MATERIAL PROVIDED:
↓
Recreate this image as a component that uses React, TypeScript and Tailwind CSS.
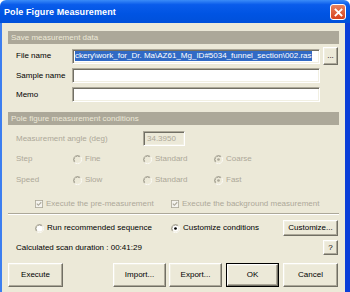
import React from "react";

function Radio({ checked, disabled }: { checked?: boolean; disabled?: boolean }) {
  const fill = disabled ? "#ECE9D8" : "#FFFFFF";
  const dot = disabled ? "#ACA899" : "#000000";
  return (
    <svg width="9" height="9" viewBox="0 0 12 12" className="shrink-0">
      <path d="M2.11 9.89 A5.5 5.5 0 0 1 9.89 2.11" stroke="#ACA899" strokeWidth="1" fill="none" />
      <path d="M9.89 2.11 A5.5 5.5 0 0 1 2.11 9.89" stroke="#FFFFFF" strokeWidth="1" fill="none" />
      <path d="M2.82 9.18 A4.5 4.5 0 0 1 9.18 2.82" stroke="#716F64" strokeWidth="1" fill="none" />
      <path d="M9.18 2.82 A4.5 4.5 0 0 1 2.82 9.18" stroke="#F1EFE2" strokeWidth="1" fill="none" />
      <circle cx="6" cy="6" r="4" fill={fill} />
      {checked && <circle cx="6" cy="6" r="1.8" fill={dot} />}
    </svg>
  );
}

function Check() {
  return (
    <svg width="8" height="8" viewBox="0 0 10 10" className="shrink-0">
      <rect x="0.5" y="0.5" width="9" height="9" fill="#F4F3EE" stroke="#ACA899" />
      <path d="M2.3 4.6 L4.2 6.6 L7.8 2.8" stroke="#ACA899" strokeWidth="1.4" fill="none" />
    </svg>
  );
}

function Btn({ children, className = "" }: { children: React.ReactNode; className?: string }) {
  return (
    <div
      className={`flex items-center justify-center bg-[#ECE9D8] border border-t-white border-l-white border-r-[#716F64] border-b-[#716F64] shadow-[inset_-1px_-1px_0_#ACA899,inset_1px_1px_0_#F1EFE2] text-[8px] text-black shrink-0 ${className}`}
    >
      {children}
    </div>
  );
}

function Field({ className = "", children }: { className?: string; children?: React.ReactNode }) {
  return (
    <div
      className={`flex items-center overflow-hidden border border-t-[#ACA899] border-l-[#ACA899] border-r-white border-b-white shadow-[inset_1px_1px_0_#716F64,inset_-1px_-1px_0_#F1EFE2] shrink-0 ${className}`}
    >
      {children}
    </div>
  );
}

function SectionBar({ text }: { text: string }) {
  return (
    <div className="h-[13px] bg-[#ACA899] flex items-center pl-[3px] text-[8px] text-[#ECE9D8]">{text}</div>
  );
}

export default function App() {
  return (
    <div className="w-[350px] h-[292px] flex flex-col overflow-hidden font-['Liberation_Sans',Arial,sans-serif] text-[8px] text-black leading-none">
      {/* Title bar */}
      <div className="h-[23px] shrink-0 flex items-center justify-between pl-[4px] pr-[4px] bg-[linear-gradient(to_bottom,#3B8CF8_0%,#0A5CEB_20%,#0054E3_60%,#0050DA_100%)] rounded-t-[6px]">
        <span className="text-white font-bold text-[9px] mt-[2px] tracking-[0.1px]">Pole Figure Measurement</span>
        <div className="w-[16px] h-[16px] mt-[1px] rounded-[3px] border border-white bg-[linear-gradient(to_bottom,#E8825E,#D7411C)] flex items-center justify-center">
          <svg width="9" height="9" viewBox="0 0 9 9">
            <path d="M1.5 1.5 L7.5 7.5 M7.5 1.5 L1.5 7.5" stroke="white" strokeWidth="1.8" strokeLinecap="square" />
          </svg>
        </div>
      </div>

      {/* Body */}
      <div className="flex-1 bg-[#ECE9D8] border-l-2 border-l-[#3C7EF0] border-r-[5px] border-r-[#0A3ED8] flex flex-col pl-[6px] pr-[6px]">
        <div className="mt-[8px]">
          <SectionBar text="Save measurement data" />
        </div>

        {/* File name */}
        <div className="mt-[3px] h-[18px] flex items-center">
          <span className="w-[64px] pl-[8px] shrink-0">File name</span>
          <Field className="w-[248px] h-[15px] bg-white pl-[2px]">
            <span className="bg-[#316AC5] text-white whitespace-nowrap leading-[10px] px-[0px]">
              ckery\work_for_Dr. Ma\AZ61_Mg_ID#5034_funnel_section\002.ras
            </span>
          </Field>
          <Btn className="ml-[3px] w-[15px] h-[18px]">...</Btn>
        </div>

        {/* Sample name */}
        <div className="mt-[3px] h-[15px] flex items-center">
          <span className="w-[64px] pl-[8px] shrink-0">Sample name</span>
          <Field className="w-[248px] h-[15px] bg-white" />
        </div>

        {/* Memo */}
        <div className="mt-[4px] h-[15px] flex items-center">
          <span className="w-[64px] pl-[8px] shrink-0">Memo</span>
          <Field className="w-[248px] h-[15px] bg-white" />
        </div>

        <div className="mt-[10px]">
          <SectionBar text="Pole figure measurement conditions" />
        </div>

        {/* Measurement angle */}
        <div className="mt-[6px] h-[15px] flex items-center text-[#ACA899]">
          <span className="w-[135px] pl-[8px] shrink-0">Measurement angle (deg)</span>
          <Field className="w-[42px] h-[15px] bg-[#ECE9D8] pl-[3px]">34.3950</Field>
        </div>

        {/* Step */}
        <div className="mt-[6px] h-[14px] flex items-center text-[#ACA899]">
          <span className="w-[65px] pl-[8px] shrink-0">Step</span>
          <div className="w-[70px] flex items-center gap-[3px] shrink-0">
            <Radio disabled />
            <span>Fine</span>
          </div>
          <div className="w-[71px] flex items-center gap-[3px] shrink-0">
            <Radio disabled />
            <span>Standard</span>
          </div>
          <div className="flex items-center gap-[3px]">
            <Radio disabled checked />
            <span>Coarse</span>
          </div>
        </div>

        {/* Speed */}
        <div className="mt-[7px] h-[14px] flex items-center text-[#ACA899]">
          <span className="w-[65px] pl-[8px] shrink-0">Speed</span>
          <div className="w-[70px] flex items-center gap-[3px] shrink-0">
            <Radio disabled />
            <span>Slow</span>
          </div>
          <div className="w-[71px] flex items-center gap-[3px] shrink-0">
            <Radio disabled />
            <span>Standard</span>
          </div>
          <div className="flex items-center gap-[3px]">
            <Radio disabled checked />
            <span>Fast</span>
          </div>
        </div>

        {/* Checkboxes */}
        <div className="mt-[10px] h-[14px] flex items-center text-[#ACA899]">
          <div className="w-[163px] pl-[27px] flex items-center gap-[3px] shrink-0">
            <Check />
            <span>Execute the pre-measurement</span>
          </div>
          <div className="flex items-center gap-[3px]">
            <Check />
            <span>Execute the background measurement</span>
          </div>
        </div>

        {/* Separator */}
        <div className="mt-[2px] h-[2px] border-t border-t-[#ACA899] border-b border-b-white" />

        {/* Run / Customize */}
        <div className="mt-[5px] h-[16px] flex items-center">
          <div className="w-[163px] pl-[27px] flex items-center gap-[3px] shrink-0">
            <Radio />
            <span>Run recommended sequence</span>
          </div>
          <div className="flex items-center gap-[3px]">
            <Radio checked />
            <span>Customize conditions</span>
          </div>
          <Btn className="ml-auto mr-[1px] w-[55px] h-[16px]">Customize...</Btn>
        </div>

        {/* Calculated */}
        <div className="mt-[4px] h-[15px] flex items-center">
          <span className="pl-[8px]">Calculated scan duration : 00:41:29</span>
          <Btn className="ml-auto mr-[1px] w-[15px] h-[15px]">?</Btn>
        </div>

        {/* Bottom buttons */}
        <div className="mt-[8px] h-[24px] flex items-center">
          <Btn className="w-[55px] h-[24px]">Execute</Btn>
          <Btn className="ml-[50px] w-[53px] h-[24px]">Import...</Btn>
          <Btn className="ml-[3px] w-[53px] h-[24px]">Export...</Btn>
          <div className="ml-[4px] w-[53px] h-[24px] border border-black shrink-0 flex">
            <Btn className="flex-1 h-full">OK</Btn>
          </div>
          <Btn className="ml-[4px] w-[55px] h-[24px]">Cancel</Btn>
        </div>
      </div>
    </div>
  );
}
↑
↓
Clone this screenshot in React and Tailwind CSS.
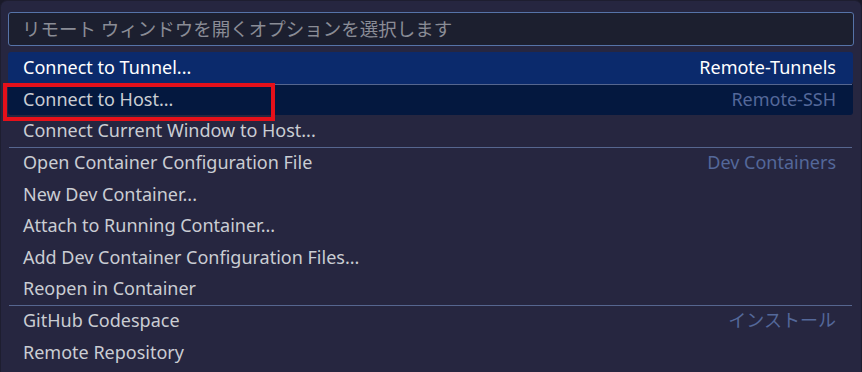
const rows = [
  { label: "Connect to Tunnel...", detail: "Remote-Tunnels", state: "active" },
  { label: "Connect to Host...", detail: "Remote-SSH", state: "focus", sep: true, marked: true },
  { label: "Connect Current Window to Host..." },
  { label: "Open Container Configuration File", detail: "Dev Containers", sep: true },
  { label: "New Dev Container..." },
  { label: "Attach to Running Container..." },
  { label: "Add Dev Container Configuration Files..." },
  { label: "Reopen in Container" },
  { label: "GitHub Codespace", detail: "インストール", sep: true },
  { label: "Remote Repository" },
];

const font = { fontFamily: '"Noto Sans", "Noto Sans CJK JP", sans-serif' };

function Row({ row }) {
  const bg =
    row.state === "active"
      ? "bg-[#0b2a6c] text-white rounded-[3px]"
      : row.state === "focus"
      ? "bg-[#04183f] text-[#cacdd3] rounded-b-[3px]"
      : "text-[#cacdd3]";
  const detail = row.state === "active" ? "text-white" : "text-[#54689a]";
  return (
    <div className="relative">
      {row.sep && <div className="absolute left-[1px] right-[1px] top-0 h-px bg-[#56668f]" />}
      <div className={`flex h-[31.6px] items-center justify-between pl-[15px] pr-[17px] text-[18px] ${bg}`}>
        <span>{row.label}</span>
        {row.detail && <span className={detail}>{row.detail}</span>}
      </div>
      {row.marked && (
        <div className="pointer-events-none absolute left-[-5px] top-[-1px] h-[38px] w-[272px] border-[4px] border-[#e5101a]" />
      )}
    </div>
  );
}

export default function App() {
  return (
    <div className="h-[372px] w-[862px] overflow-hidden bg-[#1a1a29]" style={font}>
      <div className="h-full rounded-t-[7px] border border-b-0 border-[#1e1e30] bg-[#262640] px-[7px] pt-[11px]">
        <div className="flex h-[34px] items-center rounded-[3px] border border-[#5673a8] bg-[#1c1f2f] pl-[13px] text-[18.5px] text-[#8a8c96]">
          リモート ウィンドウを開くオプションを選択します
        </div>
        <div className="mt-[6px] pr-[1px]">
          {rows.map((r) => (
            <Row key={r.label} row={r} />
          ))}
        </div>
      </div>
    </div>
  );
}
↑
Look through the data and show every line containing "Tailwind".

REPLY:
Recreate this image as a component that uses React, TypeScript and Tailwind CSS.
Clone this screenshot in React and Tailwind CSS.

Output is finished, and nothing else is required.